§ **What is asked**:
Transcribe everything in the data word for word. Pictures are left out.

§ **Given material**:
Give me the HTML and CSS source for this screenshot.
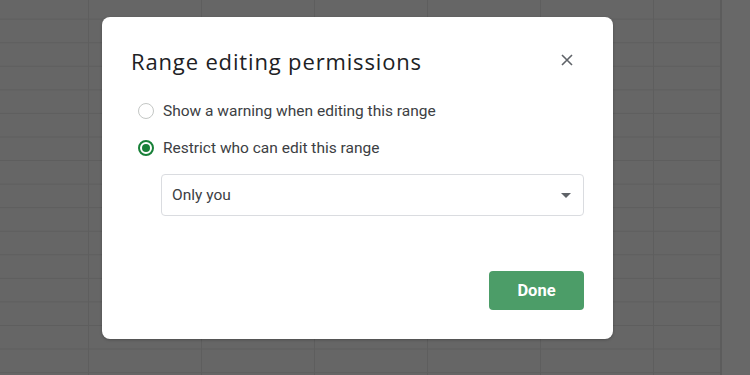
FILE: index.html
```html
<!DOCTYPE html>
<html lang="en">
<head>
  <meta charset="UTF-8" />
  <meta name="viewport" content="width=device-width, initial-scale=1" />
  <title>Range editing permissions</title>
  <link rel="stylesheet" href="styles.css">
</head>
<body>
  <div class="sheet">
    <div class="dialog">
      <header class="dialog-head">
        <h1>Range editing permissions</h1>
        <button class="close" aria-label="Close">
          <svg width="12" height="12" viewBox="0 0 12 12">
            <path d="M1 1 L11 11 M11 1 L1 11" stroke="#5f6368" stroke-width="1.6" fill="none" />
          </svg>
        </button>
      </header>

      <div class="options">
        <label class="option">
          <span class="radio"></span>
          <span>Show a warning when editing this range</span>
        </label>
        <label class="option">
          <span class="radio checked"></span>
          <span>Restrict who can edit this range</span>
        </label>
      </div>

      <div class="select">
        <span>Only you</span>
        <span class="caret"></span>
      </div>

      <div class="actions">
        <button class="done">Done</button>
      </div>
    </div>
  </div>
</body>
</html>
```

FILE: styles.css
```css
* { box-sizing: border-box; }
body, html {
  margin: 0; padding: 0;
  width: 750px;
  height: 375px;
  overflow: hidden;
  font-family: Roboto, 'Noto Sans', Arial, sans-serif;
}

.sheet {
  width: 750px;
  height: 375px;
  padding: 17px 0 0 102px;
  background-color: #666;
  background-image:
    linear-gradient(to right, transparent 720px, #5c5c5c 720px, #5c5c5c 722px, #686868 722px),
    repeating-linear-gradient(to right, transparent 0, transparent 88px, #5e5e5e 88px, #5e5e5e 89px, transparent 89px, transparent 113px),
    repeating-linear-gradient(to bottom, transparent 0, transparent 18.5px, #5e5e5e 18.5px, #5e5e5e 20px, transparent 20px, transparent 23.57px);
  background-size: 750px 375px, 722px 375px, 750px 23.57px;
  background-repeat: no-repeat, no-repeat, repeat-y;
}

.dialog {
  width: 511px;
  height: 322px;
  background: #fff;
  border-radius: 8px;
  padding: 30px 29px 29px 29px;
  display: flex;
  flex-direction: column;
  box-shadow: 0 1px 3px rgba(0,0,0,0.25);
}

.dialog-head {
  display: flex;
  align-items: center;
  justify-content: space-between;
  height: 28px;
}

.dialog-head h1 {
  margin: 0;
  font-family: 'Open Sans', Roboto, sans-serif;
  font-size: 22px;
  font-weight: 400;
  letter-spacing: 0.85px;
  line-height: 28px;
  color: #202124;
}

.close {
  width: 24px;
  height: 24px;
  margin-right: 5px;
  margin-top: -2px;
  border: none;
  background: none;
  padding: 0;
  display: flex;
  align-items: center;
  justify-content: center;
}

.options {
  margin-top: 26px;
  padding-left: 7px;
  display: flex;
  flex-direction: column;
  gap: 17px;
}

.option {
  display: flex;
  align-items: center;
  gap: 9px;
  height: 20px;
  font-size: 15.5px;
  color: #3c4043;
}

.radio {
  width: 16px;
  height: 16px;
  border-radius: 50%;
  border: 1.5px solid #c4c7c5;
  display: flex;
  align-items: center;
  justify-content: center;
}

.radio.checked {
  border: 2px solid #188038;
}

.radio.checked::after {
  content: '';
  width: 8px;
  height: 8px;
  border-radius: 50%;
  background: #188038;
}

.select {
  margin: 16px 0 0 30px;
  height: 42px;
  border: 1px solid #dadce0;
  border-radius: 4px;
  padding: 0 12px 0 10px;
  display: flex;
  align-items: center;
  justify-content: space-between;
  font-size: 15.5px;
  color: #3c4043;
}

.caret {
  width: 0;
  height: 0;
  border-left: 5px solid transparent;
  border-right: 5px solid transparent;
  border-top: 5px solid #5f6368;
}

.actions {
  margin-top: auto;
  display: flex;
  justify-content: flex-end;
}

.done {
  width: 95px;
  height: 39px;
  border: none;
  border-radius: 4px;
  background: #4c9d68;
  color: #fff;
  font-family: Roboto, Arial, sans-serif;
  font-size: 16.5px;
  font-weight: 700;
}
```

§ **Response to this task**:
Give me the HTML and CSS source for this screenshot.
FILE: index.html
```html
<!DOCTYPE html>
<html lang="en">
<head>
  <meta charset="UTF-8" />
  <meta name="viewport" content="width=device-width, initial-scale=1" />
  <title>Range editing permissions</title>
  <link rel="stylesheet" href="styles.css">
</head>
<body>
  <div class="sheet">
    <div class="dialog">
      <header class="dialog-head">
        <h1>Range editing permissions</h1>
        <button class="close" aria-label="Close">
          <svg width="12" height="12" viewBox="0 0 12 12">
            <path d="M1 1 L11 11 M11 1 L1 11" stroke="#5f6368" stroke-width="1.6" fill="none" />
          </svg>
        </button>
      </header>

      <div class="options">
        <label class="option">
          <span class="radio"></span>
          <span>Show a warning when editing this range</span>
        </label>
        <label class="option">
          <span class="radio checked"></span>
          <span>Restrict who can edit this range</span>
        </label>
      </div>

      <div class="select">
        <span>Only you</span>
        <span class="caret"></span>
      </div>

      <div class="actions">
        <button class="done">Done</button>
      </div>
    </div>
  </div>
</body>
</html>
```

FILE: styles.css
```css
* { box-sizing: border-box; }
body, html {
  margin: 0; padding: 0;
  width: 750px;
  height: 375px;
  overflow: hidden;
  font-family: Roboto, 'Noto Sans', Arial, sans-serif;
}

.sheet {
  width: 750px;
  height: 375px;
  padding: 17px 0 0 102px;
  background-color: #666;
  background-image:
    linear-gradient(to right, transparent 720px, #5c5c5c 720px, #5c5c5c 722px, #686868 722px),
    repeating-linear-gradient(to right, transparent 0, transparent 88px, #5e5e5e 88px, #5e5e5e 89px, transparent 89px, transparent 113px),
    repeating-linear-gradient(to bottom, transparent 0, transparent 18.5px, #5e5e5e 18.5px, #5e5e5e 20px, transparent 20px, transparent 23.57px);
  background-size: 750px 375px, 722px 375px, 750px 23.57px;
  background-repeat: no-repeat, no-repeat, repeat-y;
}

.dialog {
  width: 511px;
  height: 322px;
  background: #fff;
  border-radius: 8px;
  padding: 30px 29px 29px 29px;
  display: flex;
  flex-direction: column;
  box-shadow: 0 1px 3px rgba(0,0,0,0.25);
}

.dialog-head {
  display: flex;
  align-items: center;
  justify-content: space-between;
  height: 28px;
}

.dialog-head h1 {
  margin: 0;
  font-family: 'Open Sans', Roboto, sans-serif;
  font-size: 22px;
  font-weight: 400;
  letter-spacing: 0.85px;
  line-height: 28px;
  color: #202124;
}

.close {
  width: 24px;
  height: 24px;
  margin-right: 5px;
  margin-top: -2px;
  border: none;
  background: none;
  padding: 0;
  display: flex;
  align-items: center;
  justify-content: center;
}

.options {
  margin-top: 26px;
  padding-left: 7px;
  display: flex;
  flex-direction: column;
  gap: 17px;
}

.option {
  display: flex;
  align-items: center;
  gap: 9px;
  height: 20px;
  font-size: 15.5px;
  color: #3c4043;
}

.radio {
  width: 16px;
  height: 16px;
  border-radius: 50%;
  border: 1.5px solid #c4c7c5;
  display: flex;
  align-items: center;
  justify-content: center;
}

.radio.checked {
  border: 2px solid #188038;
}

.radio.checked::after {
  content: '';
  width: 8px;
  height: 8px;
  border-radius: 50%;
  background: #188038;
}

.select {
  margin: 16px 0 0 30px;
  height: 42px;
  border: 1px solid #dadce0;
  border-radius: 4px;
  padding: 0 12px 0 10px;
  display: flex;
  align-items: center;
  justify-content: space-between;
  font-size: 15.5px;
  color: #3c4043;
}

.caret {
  width: 0;
  height: 0;
  border-left: 5px solid transparent;
  border-right: 5px solid transparent;
  border-top: 5px solid #5f6368;
}

.actions {
  margin-top: auto;
  display: flex;
  justify-content: flex-end;
}

.done {
  width: 95px;
  height: 39px;
  border: none;
  border-radius: 4px;
  background: #4c9d68;
  color: #fff;
  font-family: Roboto, Arial, sans-serif;
  font-size: 16.5px;
  font-weight: 700;
}
```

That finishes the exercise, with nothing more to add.